Directive ::
Single out the lines of the material that contain "this" and copy them.

(Some records)
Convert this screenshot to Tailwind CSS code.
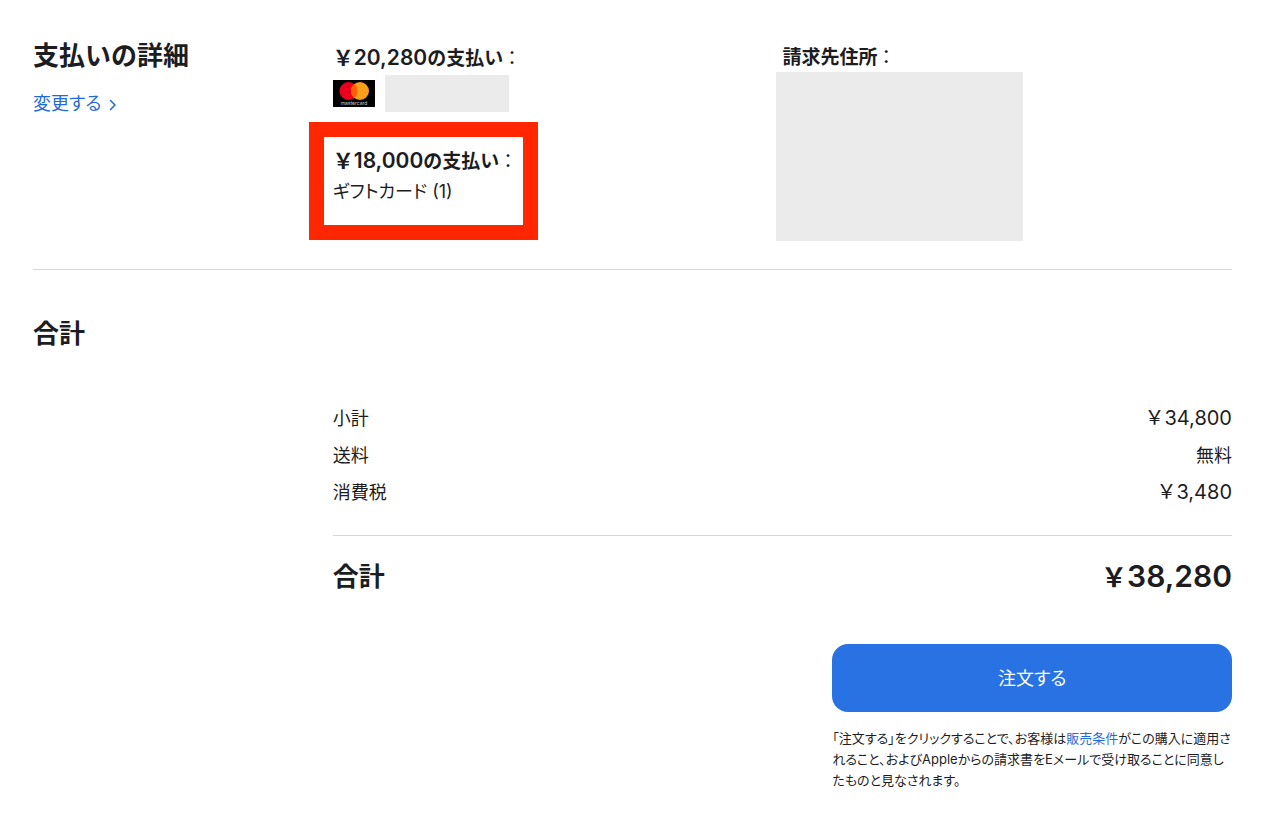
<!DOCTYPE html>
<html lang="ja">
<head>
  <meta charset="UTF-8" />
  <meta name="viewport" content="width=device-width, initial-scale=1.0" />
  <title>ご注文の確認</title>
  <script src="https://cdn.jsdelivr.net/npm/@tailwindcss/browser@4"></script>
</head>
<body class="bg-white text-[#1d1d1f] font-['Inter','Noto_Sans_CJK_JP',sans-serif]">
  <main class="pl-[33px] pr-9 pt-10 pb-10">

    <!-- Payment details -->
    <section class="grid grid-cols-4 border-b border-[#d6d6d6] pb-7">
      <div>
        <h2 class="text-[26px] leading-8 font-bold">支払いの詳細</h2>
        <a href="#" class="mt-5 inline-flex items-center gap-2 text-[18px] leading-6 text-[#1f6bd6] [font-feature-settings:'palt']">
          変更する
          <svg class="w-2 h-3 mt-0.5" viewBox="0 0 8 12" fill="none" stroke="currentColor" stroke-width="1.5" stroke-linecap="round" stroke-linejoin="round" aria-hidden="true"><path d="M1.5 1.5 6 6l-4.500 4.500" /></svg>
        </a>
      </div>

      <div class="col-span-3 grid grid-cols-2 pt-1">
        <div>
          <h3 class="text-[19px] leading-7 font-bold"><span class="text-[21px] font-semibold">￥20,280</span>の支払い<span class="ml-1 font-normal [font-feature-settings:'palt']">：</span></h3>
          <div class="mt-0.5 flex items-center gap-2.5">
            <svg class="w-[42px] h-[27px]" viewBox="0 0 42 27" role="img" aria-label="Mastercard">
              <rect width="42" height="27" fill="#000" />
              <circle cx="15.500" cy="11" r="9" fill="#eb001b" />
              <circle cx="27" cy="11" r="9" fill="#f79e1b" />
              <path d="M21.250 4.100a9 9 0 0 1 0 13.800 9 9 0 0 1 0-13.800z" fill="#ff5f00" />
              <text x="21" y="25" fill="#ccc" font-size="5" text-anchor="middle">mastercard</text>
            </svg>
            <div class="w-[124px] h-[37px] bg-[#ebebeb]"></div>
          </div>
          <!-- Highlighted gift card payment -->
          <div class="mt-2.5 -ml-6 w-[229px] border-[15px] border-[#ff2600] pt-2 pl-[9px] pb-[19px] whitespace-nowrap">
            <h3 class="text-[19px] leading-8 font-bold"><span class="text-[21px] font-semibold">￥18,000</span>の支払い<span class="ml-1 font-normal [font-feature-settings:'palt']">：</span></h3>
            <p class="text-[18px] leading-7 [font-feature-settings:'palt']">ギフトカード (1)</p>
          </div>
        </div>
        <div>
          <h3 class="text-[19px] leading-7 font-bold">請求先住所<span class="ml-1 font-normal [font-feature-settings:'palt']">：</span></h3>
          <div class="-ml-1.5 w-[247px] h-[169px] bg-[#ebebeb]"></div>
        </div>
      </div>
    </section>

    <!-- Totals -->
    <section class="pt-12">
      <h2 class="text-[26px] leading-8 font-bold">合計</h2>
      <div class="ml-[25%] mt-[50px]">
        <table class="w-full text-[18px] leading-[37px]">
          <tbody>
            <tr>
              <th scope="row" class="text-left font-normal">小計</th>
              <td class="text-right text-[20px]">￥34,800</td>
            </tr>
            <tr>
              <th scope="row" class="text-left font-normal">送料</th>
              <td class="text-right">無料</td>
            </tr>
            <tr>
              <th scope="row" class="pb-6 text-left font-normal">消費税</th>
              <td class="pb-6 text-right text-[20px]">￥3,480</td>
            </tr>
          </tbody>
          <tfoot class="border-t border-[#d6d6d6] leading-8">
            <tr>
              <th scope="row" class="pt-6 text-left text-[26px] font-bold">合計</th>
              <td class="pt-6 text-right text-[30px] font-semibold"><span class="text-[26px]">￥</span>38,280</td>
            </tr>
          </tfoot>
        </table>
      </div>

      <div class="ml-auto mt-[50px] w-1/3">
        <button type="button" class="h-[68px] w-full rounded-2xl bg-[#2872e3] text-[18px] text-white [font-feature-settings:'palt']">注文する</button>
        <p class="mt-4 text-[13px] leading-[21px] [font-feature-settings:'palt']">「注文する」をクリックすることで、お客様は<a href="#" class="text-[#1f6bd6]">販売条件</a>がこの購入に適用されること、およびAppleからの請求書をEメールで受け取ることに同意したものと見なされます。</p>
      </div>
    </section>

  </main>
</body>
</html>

...

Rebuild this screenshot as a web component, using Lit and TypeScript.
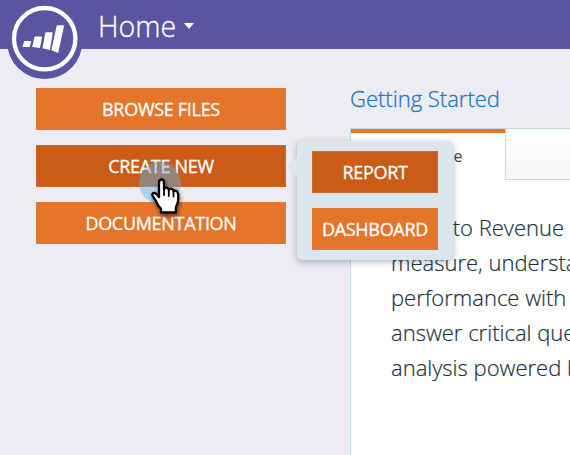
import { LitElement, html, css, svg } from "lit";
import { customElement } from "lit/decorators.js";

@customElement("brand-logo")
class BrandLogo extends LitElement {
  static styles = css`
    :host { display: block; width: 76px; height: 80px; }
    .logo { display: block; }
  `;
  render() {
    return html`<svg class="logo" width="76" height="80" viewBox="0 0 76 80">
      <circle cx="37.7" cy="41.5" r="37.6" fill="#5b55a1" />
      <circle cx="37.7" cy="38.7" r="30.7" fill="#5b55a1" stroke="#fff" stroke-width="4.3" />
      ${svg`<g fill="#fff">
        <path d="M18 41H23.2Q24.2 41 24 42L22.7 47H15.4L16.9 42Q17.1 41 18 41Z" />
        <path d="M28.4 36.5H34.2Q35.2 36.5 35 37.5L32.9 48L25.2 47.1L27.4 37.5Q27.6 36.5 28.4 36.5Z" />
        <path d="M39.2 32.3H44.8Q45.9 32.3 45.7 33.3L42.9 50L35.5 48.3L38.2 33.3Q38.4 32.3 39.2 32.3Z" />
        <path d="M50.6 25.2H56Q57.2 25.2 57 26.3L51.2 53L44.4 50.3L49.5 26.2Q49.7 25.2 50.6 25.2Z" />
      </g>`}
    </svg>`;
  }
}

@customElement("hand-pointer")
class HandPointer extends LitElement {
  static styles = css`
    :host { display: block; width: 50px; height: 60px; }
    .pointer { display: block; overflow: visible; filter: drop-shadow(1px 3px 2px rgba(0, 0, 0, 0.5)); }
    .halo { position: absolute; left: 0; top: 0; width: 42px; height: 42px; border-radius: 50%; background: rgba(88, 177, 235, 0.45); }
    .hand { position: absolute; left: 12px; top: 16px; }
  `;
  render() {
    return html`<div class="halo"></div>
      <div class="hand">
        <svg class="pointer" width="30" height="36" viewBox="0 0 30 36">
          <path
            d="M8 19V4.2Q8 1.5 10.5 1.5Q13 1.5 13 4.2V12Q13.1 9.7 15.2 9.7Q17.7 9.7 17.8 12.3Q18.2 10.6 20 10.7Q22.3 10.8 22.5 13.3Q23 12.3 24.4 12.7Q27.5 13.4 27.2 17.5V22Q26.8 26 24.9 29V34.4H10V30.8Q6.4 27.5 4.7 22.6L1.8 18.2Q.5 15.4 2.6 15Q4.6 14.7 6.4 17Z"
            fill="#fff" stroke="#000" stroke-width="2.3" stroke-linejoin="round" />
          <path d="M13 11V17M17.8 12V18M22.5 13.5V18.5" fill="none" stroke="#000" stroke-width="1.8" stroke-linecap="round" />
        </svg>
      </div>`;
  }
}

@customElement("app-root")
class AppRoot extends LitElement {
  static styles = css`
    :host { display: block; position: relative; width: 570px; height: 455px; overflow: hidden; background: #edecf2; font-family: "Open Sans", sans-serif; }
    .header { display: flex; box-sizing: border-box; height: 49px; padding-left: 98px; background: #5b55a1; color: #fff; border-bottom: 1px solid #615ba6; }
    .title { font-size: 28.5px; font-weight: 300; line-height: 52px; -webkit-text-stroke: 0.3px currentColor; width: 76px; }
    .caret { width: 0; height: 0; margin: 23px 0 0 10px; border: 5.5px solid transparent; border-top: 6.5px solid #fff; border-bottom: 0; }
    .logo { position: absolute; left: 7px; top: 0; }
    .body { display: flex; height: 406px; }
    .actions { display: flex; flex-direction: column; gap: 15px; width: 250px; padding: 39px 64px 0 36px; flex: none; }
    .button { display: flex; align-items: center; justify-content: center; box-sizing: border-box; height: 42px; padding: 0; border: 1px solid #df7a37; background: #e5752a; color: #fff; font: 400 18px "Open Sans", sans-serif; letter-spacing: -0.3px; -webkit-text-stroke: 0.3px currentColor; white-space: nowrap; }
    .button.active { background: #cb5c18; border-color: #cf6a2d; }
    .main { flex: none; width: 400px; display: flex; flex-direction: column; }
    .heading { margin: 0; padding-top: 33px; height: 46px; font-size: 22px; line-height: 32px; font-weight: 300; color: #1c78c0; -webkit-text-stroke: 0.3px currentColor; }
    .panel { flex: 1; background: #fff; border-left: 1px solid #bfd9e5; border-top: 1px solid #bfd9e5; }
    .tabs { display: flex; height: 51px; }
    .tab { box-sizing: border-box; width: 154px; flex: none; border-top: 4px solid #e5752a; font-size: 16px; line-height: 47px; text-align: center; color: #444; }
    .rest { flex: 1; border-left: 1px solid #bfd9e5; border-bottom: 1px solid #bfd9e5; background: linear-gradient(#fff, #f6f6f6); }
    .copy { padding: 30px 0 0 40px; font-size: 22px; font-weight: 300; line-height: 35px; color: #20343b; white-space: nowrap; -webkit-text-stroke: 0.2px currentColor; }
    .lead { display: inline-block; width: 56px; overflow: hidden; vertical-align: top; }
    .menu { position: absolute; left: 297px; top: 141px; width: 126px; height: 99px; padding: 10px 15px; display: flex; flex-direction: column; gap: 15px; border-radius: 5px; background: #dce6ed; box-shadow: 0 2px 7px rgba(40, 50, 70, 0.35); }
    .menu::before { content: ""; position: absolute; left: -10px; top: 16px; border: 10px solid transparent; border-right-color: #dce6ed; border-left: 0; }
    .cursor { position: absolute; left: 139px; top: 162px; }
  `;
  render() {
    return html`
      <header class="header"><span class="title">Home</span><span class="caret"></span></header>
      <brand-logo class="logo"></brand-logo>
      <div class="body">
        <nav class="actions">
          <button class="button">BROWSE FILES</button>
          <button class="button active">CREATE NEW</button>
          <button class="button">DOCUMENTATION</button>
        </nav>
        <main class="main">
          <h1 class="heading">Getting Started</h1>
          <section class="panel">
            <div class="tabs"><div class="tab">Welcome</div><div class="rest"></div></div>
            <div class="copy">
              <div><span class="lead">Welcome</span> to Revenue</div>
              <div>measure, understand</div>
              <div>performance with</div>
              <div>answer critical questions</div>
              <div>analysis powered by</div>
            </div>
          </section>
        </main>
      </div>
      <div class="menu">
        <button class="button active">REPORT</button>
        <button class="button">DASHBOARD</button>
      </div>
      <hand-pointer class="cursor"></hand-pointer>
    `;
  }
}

Solution to the exercise ::
Convert this screenshot to Tailwind CSS code.
Rebuild this screenshot as a web component, using Lit and TypeScript.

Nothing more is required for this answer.